5.Customer Protection System
About the System to Protect Customers’ Assets
Commodity derivatives business operators must ensure that the clearing margins they receive from customers are preserved. In preparation for unforeseen circumstances such as the bankruptcy of commodity derivatives business operators, the Commodity Derivatives Trading Act establishes the clearing margin system, the separated management system, and the entrustor protection fund system to protect customers’ assets.
a) Margin Protection
Under the clearing margin system, the margin deposited as collateral for transactions is obliged to be deposited to the Japan Securities Clearing Corporation (“JSCC”) directly by customers. Commodity derivatives business operators must deposit the clearing margin which is deposited by customers to JSCC. Customers normally request the refund of the deposited margin through commodity derivatives business operators, but if the commodity derivatives business operators cannot be refunded, such as when the commodity derivatives business operators goes bankrupt, the customer will directly request the refund to JSCC.
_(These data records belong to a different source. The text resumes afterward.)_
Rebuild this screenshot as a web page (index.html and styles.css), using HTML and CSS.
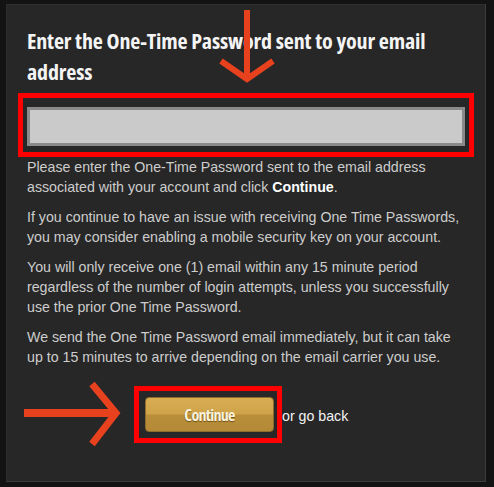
FILE: index.html
```html
<!DOCTYPE html>
<html lang="en">
<head>
    <meta charset="UTF-8">
    <title>One-Time Password</title>
    <link rel="stylesheet" href="styles.css">
</head>
<body>
    <div class="panel">
        <h1>Enter the One-Time Password sent to your email address</h1>
        <div class="highlight field">
            <input type="text" id="otp" class="otp">
        </div>
        <p>Please enter the One-Time Password sent to the email address associated with your account and click <b>Continue</b>.</p>
        <p>If you continue to have an issue with receiving One Time Passwords, you may consider enabling a mobile security key on your account.</p>
        <p>You will only receive one (1) email within any 15 minute period regardless of the number of login attempts, unless you successfully use the prior One Time Password.</p>
        <p>We send the One Time Password email immediately, but it can take up to 15 minutes to arrive depending on the email carrier you use.</p>
        <div class="actions">
            <div class="highlight">
                <button class="continue">Continue</button>
            </div>
            <span class="back">or go back</span>
        </div>
    </div>
    <svg class="arrows" width="494" height="487" viewBox="0 0 494 487">
        <g stroke="#e8411e" fill="none" stroke-linecap="butt" stroke-linejoin="miter">
            <path d="M247 10 V78" stroke-width="6"/>
            <path d="M221 61 L247 79 L273 61" stroke-width="6"/>
            <path d="M24 413 H114" stroke-width="8"/>
            <path d="M92 384 L116 413 L92 444" stroke-width="7"/>
        </g>
    </svg>
</body>
</html>
```

FILE: styles.css
```css
body {
    margin: 0;
    background: #131313;
    font-family: "Liberation Sans", Arial, sans-serif;
    position: relative;
}
.panel {
    box-sizing: border-box;
    width: 480px;
    height: 478px;
    margin: 4px 0 0 6px;
    padding: 0 20px;
    background: #272727;
    border: 1px solid #2e2e2e;
    border-right-color: #3c3c3c;
    border-bottom-color: #3c3c3c;
}
h1 {
    margin: 20px 0 6px;
    font-family: "Open Sans", sans-serif;
    font-stretch: 75%;
    font-size: 22px;
    letter-spacing: -0.15px;
    line-height: 31px;
    font-weight: bold;
    color: #f4f4f4;
}
.highlight {
    border: 5px solid #f00;
}
.field {
    margin: 0 -9px;
    padding: 9px 4px 6px;
}
.otp {
    display: block;
    box-sizing: border-box;
    width: 100%;
    height: 39px;
    margin: 0;
    border: 3px solid #8a8a8a;
    background: #cacaca;
    outline: none;
}
p {
    margin: 0 0 10px;
    font-size: 14.2px;
    line-height: 20px;
    color: #cdcdcd;
}
p b {
    color: #fff;
}
.actions {
    display: flex;
    align-items: center;
    margin: 19px 0 0 107px;
}
.actions .highlight {
    padding: 6px 3px 6px 6px;
}
.continue {
    display: block;
    width: 129px;
    height: 35px;
    padding: 0;
    border: 1px solid #8d6c2c;
    border-radius: 4px;
    background: linear-gradient(#d9ad52 0%, #cfa349 48%, #b98e3a 52%, #b58a37 100%);
    font-family: "Open Sans", sans-serif;
    font-stretch: 75%;
    font-size: 16px;
    letter-spacing: -0.7px;
    font-weight: bold;
    color: #fbf3dc;
    text-shadow: 0 1px 1px rgba(60, 40, 0, 0.6);
}
.back {
    font-size: 14.2px;
    color: #f2f2f2;
    padding-top: 2px;
}
.arrows {
    position: absolute;
    top: 0;
    left: 0;
    pointer-events: none;
}
```
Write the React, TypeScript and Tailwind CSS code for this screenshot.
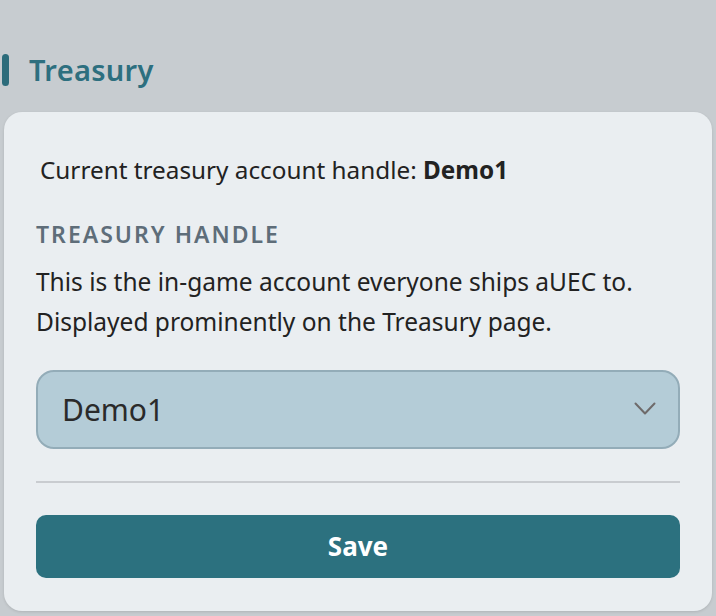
export default function App() {
  return (
    <div
      className="min-h-[616px] w-full bg-[#c7ccd0] pt-[52px] pl-[4px] pr-[4px] pb-[4px]"
      style={{ fontFamily: '"Noto Sans", "Open Sans", sans-serif' }}
    >
      {/* section heading */}
      <div className="flex items-center gap-[20px] h-[36px]">
        <div className="w-[7px] h-[32px] rounded-full bg-[#2c6c7b] -ml-[2px]"></div>
        <h2 className="text-[29px] font-semibold text-[#2d6f7f] tracking-[0.3px]">Treasury</h2>
      </div>

      <div className="mt-[24px] rounded-[18px] bg-[#eaeef1] px-[32px] pt-[40px] pb-[33px] shadow-[0_1px_3px_rgba(0,0,0,0.12)]">
        <p className="pl-[4px] text-[24.3px] leading-[36px] text-[#222]">
          Current treasury account handle: <span className="font-bold">Demo1</span>
        </p>

        <div className="mt-[30px] text-[23px] font-semibold tracking-[2px] text-[#5e6d79] leading-[32px]">
          TREASURY HANDLE
        </div>
        <p className="mt-[12px] text-[24.5px] leading-[40px] text-[#222]">
          This is the in-game account everyone ships aUEC to.
          <br />
          Displayed prominently on the Treasury page.
        </p>

        <div className="mt-[28px] flex h-[79px] items-center justify-between rounded-[18px] border-2 border-[#93acb8] bg-[#b4ccd7] pl-[24px] pr-[22px]">
          <span className="text-[30px] text-[#2a2a2a]">Demo1</span>
          <svg width="22" height="14" viewBox="0 0 22 14" fill="none" className="mb-[2px]">
            <path d="M1.5 1.5 L11 11.5 L20.5 1.5" stroke="#6e6a6a" strokeWidth="2" strokeLinecap="round" strokeLinejoin="round" />
          </svg>
        </div>

        <div className="mt-[32px] h-[2px] bg-[#c9ccd0]"></div>

        <button className="mt-[32px] flex h-[63px] w-full items-center justify-center rounded-[10px] bg-[#2c717f] text-[26px] font-bold text-white">
          Save
        </button>
      </div>
    </div>
  );
}
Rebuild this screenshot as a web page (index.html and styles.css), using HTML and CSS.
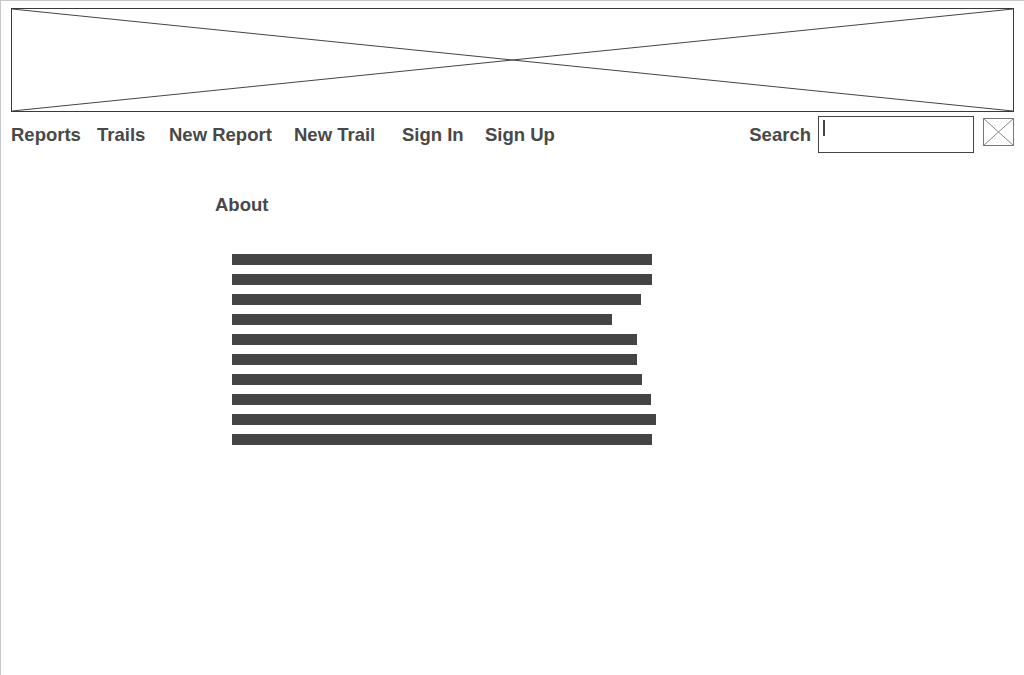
FILE: index.html
```html
<!DOCTYPE html>
<html>
<head>
<meta charset="utf-8">
<link rel="stylesheet" href="styles.css">
</head>
<body>
<div class="frame">
  <div class="banner">
    <svg class="banner-x" viewBox="0 0 1001 102" preserveAspectRatio="none">
      <line x1="0" y1="0" x2="1001" y2="102"/>
      <line x1="0" y1="102" x2="1001" y2="0"/>
    </svg>
  </div>
  <div class="nav">
    <div class="links">
      <span class="link">Reports</span>
      <span class="link">Trails</span>
      <span class="link">New Report</span>
      <span class="link">New Trail</span>
      <span class="link">Sign In</span>
      <span class="link">Sign Up</span>
    </div>
    <div class="search">
      <span class="search-label">Search</span>
      <div class="search-input"><span class="caret"></span></div>
      <svg class="search-icon" width="31" height="28" viewBox="0 0 31 28">
        <rect x="0.5" y="0.5" width="30" height="27"/>
        <line x1="0.5" y1="0.5" x2="30.5" y2="27.5"/>
        <line x1="0.5" y1="27.5" x2="30.5" y2="0.5"/>
      </svg>
    </div>
  </div>
  <h2 class="title">About</h2>
  <div class="lines">
    <div class="bar" style="width:420px"></div>
    <div class="bar" style="width:420px"></div>
    <div class="bar" style="width:409px"></div>
    <div class="bar" style="width:380px"></div>
    <div class="bar" style="width:405px"></div>
    <div class="bar" style="width:405px"></div>
    <div class="bar" style="width:410px"></div>
    <div class="bar" style="width:419px"></div>
    <div class="bar" style="width:424px"></div>
    <div class="bar" style="width:420px"></div>
  </div>
</div>
</body>
</html>
```

FILE: styles.css
```css
html, body {
  margin: 0;
  padding: 0;
  background: #fff;
}

body {
  font-family: "Liberation Sans", Arial, sans-serif;
  color: #484848;
}

.frame {
  box-sizing: border-box;
  width: 1024px;
  height: 675px;
  border-top: 1px solid #c8c8c8;
  border-left: 1px solid #c8c8c8;
  padding: 7px 10px 0 10px;
}

.banner {
  box-sizing: border-box;
  width: 1003px;
  height: 104px;
  border: 1px solid #3a3a3a;
}

.banner-x {
  display: block;
  width: 100%;
  height: 100%;
}

.banner-x line {
  stroke: #444;
  stroke-width: 1;
  vector-effect: non-scaling-stroke;
}

.nav {
  display: flex;
  justify-content: space-between;
  align-items: flex-start;
  margin-top: 4px;
}

.links {
  display: flex;
}

.link,
.search-label {
  font-size: 18.5px;
  font-weight: bold;
  line-height: 22px;
  padding-top: 8px;
  white-space: nowrap;
}

.link:nth-child(1) { width: 86px; }
.link:nth-child(2) { width: 72px; }
.link:nth-child(3) { width: 125px; }
.link:nth-child(4) { width: 108px; }
.link:nth-child(5) { width: 83px; }

.search {
  display: flex;
  align-items: flex-start;
}

.search-label {
  margin-right: 7px;
}

.search-input {
  box-sizing: border-box;
  width: 156px;
  height: 37px;
  border: 1px solid #444;
  padding: 3px 4px;
}

.caret {
  display: block;
  width: 2px;
  height: 16px;
  background: #444;
}

.search-icon {
  display: block;
  margin-left: 9px;
  margin-top: 2px;
}

.search-icon rect {
  fill: #fff;
  stroke: #777;
}

.search-icon line {
  stroke: #888;
  stroke-width: 1;
}

.title {
  margin: 41px 0 0 204px;
  font-size: 18.5px;
  font-weight: bold;
  line-height: 22px;
}

.lines {
  display: flex;
  flex-direction: column;
  gap: 9px;
  margin: 38px 0 0 221px;
}

.bar {
  height: 11px;
  background: #444;
}
```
b) Separated Management System
Commodity derivatives business operators are obliged to segregate and manage the assets entrusted by customers to protect the customer’s claims (deposits to the JSCC, payment guarantees from banks, etc.). Therefore, even if commodity derivatives business operators go bankrupt, it can secure the resources to be used for payment of entrustment receivables.
c) Entrustor Protection Fund System
In the event that, for some reason, customer assets cannot be returned smoothly from bankrupt commodity derivatives business operators, the National Futures Protection Fund provides compensation of up to ¥10 million per customer for customer assets that cannot be returned.